======== Information supplied ========

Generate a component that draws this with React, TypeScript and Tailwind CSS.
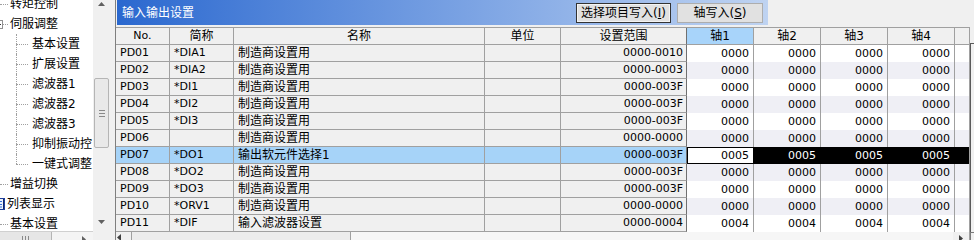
import React from "react";

type Row = { no: string; abbr: string; name: string; range: string; vals: string[] };

const cjk = (s: string) => /[\u4e00-\u9fff]/.test(s);

// Chinese text reads best at 12px, latin-only cells at 11px
const Txt = ({ s }: { s: string }) => (
  <span className={cjk(s) ? "text-[12px] leading-[16px]" : "text-[11px] leading-[16px]"}>{s}</span>
);

const zeros = ["0000", "0000", "0000", "0000"];

const rows: Row[] = [
  { no: "PD01", abbr: "*DIA1", name: "制造商设置用", range: "0000-0010", vals: zeros },
  { no: "PD02", abbr: "*DIA2", name: "制造商设置用", range: "0000-0003", vals: zeros },
  { no: "PD03", abbr: "*DI1", name: "制造商设置用", range: "0000-003F", vals: zeros },
  { no: "PD04", abbr: "*DI2", name: "制造商设置用", range: "0000-003F", vals: zeros },
  { no: "PD05", abbr: "*DI3", name: "制造商设置用", range: "0000-003F", vals: zeros },
  { no: "PD06", abbr: "", name: "制造商设置用", range: "0000-0000", vals: zeros },
  { no: "PD07", abbr: "*DO1", name: "输出软元件选择1", range: "0000-003F", vals: ["0005", "0005", "0005", "0005"] },
  { no: "PD08", abbr: "*DO2", name: "制造商设置用", range: "0000-003F", vals: zeros },
  { no: "PD09", abbr: "*DO3", name: "制造商设置用", range: "0000-003F", vals: zeros },
  { no: "PD10", abbr: "*ORV1", name: "制造商设置用", range: "0000-0000", vals: zeros },
  { no: "PD11", abbr: "*DIF", name: "输入滤波器设置", range: "0000-0004", vals: ["0004", "0004", "0004", "0004"] },
];

const fx = "shrink-0 h-full flex items-center border-r border-b border-[#a0a0a0] whitespace-nowrap overflow-hidden";
const dot = "border-dotted border-[#a0a0a0]";

const RootItem = ({ label }: { label: string }) => (
  <div className="flex items-center h-[20px] shrink-0">
    <div className={`w-[8px] border-t ${dot}`} />
    <span className="ml-[2px] text-[12px] whitespace-nowrap">{label}</span>
  </div>
);

const ChildItem = ({ label, last }: { label: string; last?: boolean }) => (
  <div className="flex h-[20px] shrink-0">
    <div className="w-[16px] shrink-0" />
    <div className="w-[12px] shrink-0 flex flex-col">
      <div className={`h-[10px] border-l ${dot}`} />
      <div className={last ? `h-[10px] border-t ${dot}` : `h-[10px] border-t border-l ${dot}`} />
    </div>
    <span className="ml-[4px] self-center text-[12px] whitespace-nowrap">{label}</span>
  </div>
);

const TreePanel = () => (
  <div className="w-[110px] h-[240px] shrink-0 flex flex-col">
    <div className="flex h-[231px] shrink-0">
      <div className="w-[93px] bg-white overflow-hidden flex flex-col">
        <div className="mt-[-6px] flex flex-col">
          <RootItem label="转矩控制" />
          <div className="flex items-center h-[20px] shrink-0">
            <div className="ml-[-6px] w-[9px] h-[9px] shrink-0 border border-[#919191] bg-white flex items-center justify-center">
              <div className="w-[5px] h-px bg-[#333]" />
            </div>
            <div className={`w-[5px] border-t ${dot}`} />
            <span className="ml-[2px] text-[12px] whitespace-nowrap">伺服调整</span>
          </div>
          <ChildItem label="基本设置" />
          <ChildItem label="扩展设置" />
          <ChildItem label="滤波器1" />
          <ChildItem label="滤波器2" />
          <ChildItem label="滤波器3" />
          <ChildItem label="抑制振动控" />
          <ChildItem label="一键式调整" last />
          <RootItem label="增益切换" />
          <div className="flex items-center h-[20px] shrink-0">
            <svg width="16" height="16" viewBox="0 0 16 16" className="ml-[-10px] shrink-0">
              <rect x="1.5" y="2.5" width="13" height="11" fill="#e8f0fc" stroke="#1f3f9a" />
              <line x1="4" y1="5.5" x2="12" y2="5.5" stroke="#3a6fd8" />
              <line x1="4" y1="8.5" x2="12" y2="8.5" stroke="#3a6fd8" />
              <line x1="4" y1="11" x2="12" y2="11" stroke="#3a6fd8" />
              <line x1="13.5" y1="3" x2="13.5" y2="13" stroke="#10256a" />
            </svg>
            <span className="ml-[1px] text-[12px] whitespace-nowrap">列表显示</span>
          </div>
          <RootItem label="基本设置" />
        </div>
      </div>
      {/* tree vertical scrollbar */}
      <div className="w-[17px] shrink-0 bg-[#f0f0f0] flex flex-col items-center">
        <svg width="7" height="4" viewBox="0 0 7 4" className="mt-[2px] shrink-0">
          <polygon points="3.5,0 7,4 0,4" fill="#606060" />
        </svg>
        <div className="h-[72px] shrink-0" />
        <div className="w-[15px] h-[70px] shrink-0 rounded-[2px] border border-[#b5b5b5] bg-[#e9e9e9] flex flex-col items-center justify-center gap-[2px]">
          <div className="w-[6px] h-px bg-[#8a8a8a]" />
          <div className="w-[6px] h-px bg-[#8a8a8a]" />
          <div className="w-[6px] h-px bg-[#8a8a8a]" />
        </div>
        <div className="flex-1" />
        <svg width="7" height="4" viewBox="0 0 7 4" className="mb-[7px] shrink-0">
          <polygon points="0,0 7,0 3.5,4" fill="#606060" />
        </svg>
      </div>
    </div>
    {/* tree horizontal scrollbar */}
    <div className="flex h-[17px] shrink-0">
      <div className="w-[93px] flex bg-[#f4f4f4] border-t border-[#d0d0d0]">
        <div className="w-[52px] h-full bg-[#e6e6e6] border-r border-[#b5b5b5] flex justify-center gap-[2px] pt-[4px]">
          <div className="w-px h-[6px] bg-[#8a8a8a]" />
          <div className="w-px h-[6px] bg-[#8a8a8a]" />
          <div className="w-px h-[6px] bg-[#8a8a8a]" />
        </div>
        <div className="flex-1" />
        <div className="w-[17px] h-full pl-[6px] pt-[4px]">
          <svg width="4" height="7" viewBox="0 0 4 7">
            <polygon points="0,0 4,3.5 0,7" fill="#606060" />
          </svg>
        </div>
      </div>
      <div className="w-[17px] bg-[#f0f0f0]" />
    </div>
  </div>
);

const Btn = ({ w, focus, label, key1 }: { w: string; focus?: boolean; label: string; key1: string }) => (
  <div
    className={`${w} h-[20px] shrink-0 flex items-center justify-center bg-[#e1e1e1] text-[12px] whitespace-nowrap ${
      focus ? "border border-[#333333] shadow-[inset_0_0_0_1px_#f4f4f4]" : "border border-[#adadad]"
    }`}
  >
    {label}(<span className="underline">{key1}</span>)
  </div>
);

const TitleBar = () => (
  <div className="flex h-[25px] shrink-0">
    <div className="ml-px w-[651px] h-full bg-linear-to-r from-[#2a68cf] to-[#bfd3f1] flex items-center">
      <span className="pl-[5px] text-white text-[12px]">输入输出设置</span>
      <div className="ml-auto mr-[5px] flex items-center gap-[6px]">
        <Btn w="w-[95px]" focus label="选择项目写入" key1="I" />
        <Btn w="w-[86px]" label="轴写入" key1="S" />
      </div>
    </div>
  </div>
);

const axisHeads = ["轴1", "轴2", "轴3", "轴4"];

const HeaderRow = () => (
  <div className="flex h-[17px] shrink-0 bg-[#f0f0f0]">
    <div className={`${fx} w-[54px] justify-center`}><Txt s="No." /></div>
    <div className={`${fx} w-[64px] justify-center`}><Txt s="简称" /></div>
    <div className={`${fx} w-[251px] justify-center`}><Txt s="名称" /></div>
    <div className={`${fx} w-[76px] justify-center`}><Txt s="单位" /></div>
    <div className={`${fx} w-[126px] justify-center border-r-[#707070]`}><Txt s="设置范围" /></div>
    {axisHeads.map((h, j) => (
      <div key={h} className={`${fx} w-[67px] justify-center ${j === 0 ? "bg-[#a8d4fa]" : ""}`}>
        <Txt s={h} />
      </div>
    ))}
    <div className={`${fx} w-[15px]`} />
  </div>
);

const GridRow = ({ r, i }: { r: Row; i: number }) => {
  const sel = r.no === "PD07";
  const fixedBg = sel ? "bg-[#a6d3f8]" : "bg-[#f0f0f0]";
  const axisBg = i % 2 === 1 ? "bg-[#efeff5]" : "bg-white";
  return (
    <div className="flex h-[17px] shrink-0">
      <div className={`${fx} ${fixedBg} w-[54px] pl-[4px]`}><Txt s={r.no} /></div>
      <div className={`${fx} ${fixedBg} w-[64px] pl-[4px]`}><Txt s={r.abbr} /></div>
      <div className={`${fx} ${fixedBg} w-[251px] pl-[4px]`}><Txt s={r.name} /></div>
      <div className={`${fx} ${fixedBg} w-[76px]`} />
      <div className={`${fx} ${fixedBg} w-[126px] justify-end pr-[3px] border-r-[#707070]`}><Txt s={r.range} /></div>
      {r.vals.map((v, j) => {
        let cls = `border-r border-[#a0a0a0] ${axisBg}`;
        if (sel && j === 0) cls = "border border-black bg-white";
        else if (sel) cls = "border-r border-black bg-black text-white";
        return (
          <div key={j} className={`shrink-0 w-[67px] h-full flex items-center justify-end pr-[4px] ${cls}`}>
            <Txt s={v} />
          </div>
        );
      })}
      <div className={`shrink-0 w-[15px] h-full border-r border-[#a0a0a0] ${sel ? "bg-black" : axisBg}`} />
    </div>
  );
};

const Grid = () => (
  <div className="flex h-[205px] shrink-0">
    <div className="w-[854px] shrink-0 flex flex-col border-t border-[#a0a0a0]">
      <HeaderRow />
      {rows.map((r, i) => (
        <GridRow key={r.no} r={r} i={i} />
      ))}
    </div>
    {/* grid vertical scrollbar, mostly off screen */}
    <div className="w-[17px] shrink-0 flex flex-col bg-[#f0f0f0]">
      <div className="h-[16px] shrink-0" />
      <div className="flex-1 border-t border-l border-[#5a5a5a] bg-[#f0f0f0]" />
    </div>
  </div>
);

const BottomScroll = () => (
  <div className="flex h-[17px] shrink-0">
    <div className="w-[854px] shrink-0 flex bg-[#f6f6f6]">
      <div className="w-[16px] h-full shrink-0 bg-[#f0f0f0] border-r border-[#a0a0a0] pl-[1px] pt-[2px]">
        <svg width="4" height="7" viewBox="0 0 4 7">
          <polygon points="4,0 0,3.5 4,7" fill="#404040" />
        </svg>
      </div>
      <div className="w-[219px] h-full shrink-0 bg-[#ececec] border-r border-[#a0a0a0]" />
      <div className="flex-1" />
      <div className="w-[17px] h-full shrink-0 bg-[#f0f0f0] border-r border-[#a0a0a0] pl-[6px] pt-[3px]">
        <svg width="4" height="7" viewBox="0 0 4 7">
          <polygon points="0,0 4,3.5 0,7" fill="#404040" />
        </svg>
      </div>
    </div>
    <div className="w-[17px] shrink-0 bg-[#f0f0f0] border-l border-t border-[#7a7a7a]" />
  </div>
);

export default function App() {
  return (
    <div className="flex w-[974px] h-[240px] overflow-hidden bg-[#f0f0f0] text-black font-['DejaVu_Sans','Noto_Sans_CJK_SC',sans-serif]">
      <TreePanel />
      <div className="w-[5px] shrink-0" />
      <div className="flex flex-col shrink-0 w-[900px] border-l border-[#7f7f7f]">
        <TitleBar />
        <div className="h-[2px] shrink-0" />
        <Grid />
        <BottomScroll />
      </div>
    </div>
  );
}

========

_Prompt_
Every line of the listing that holds "React" is to be counted; give only the resulting number.

_Finished answer_
2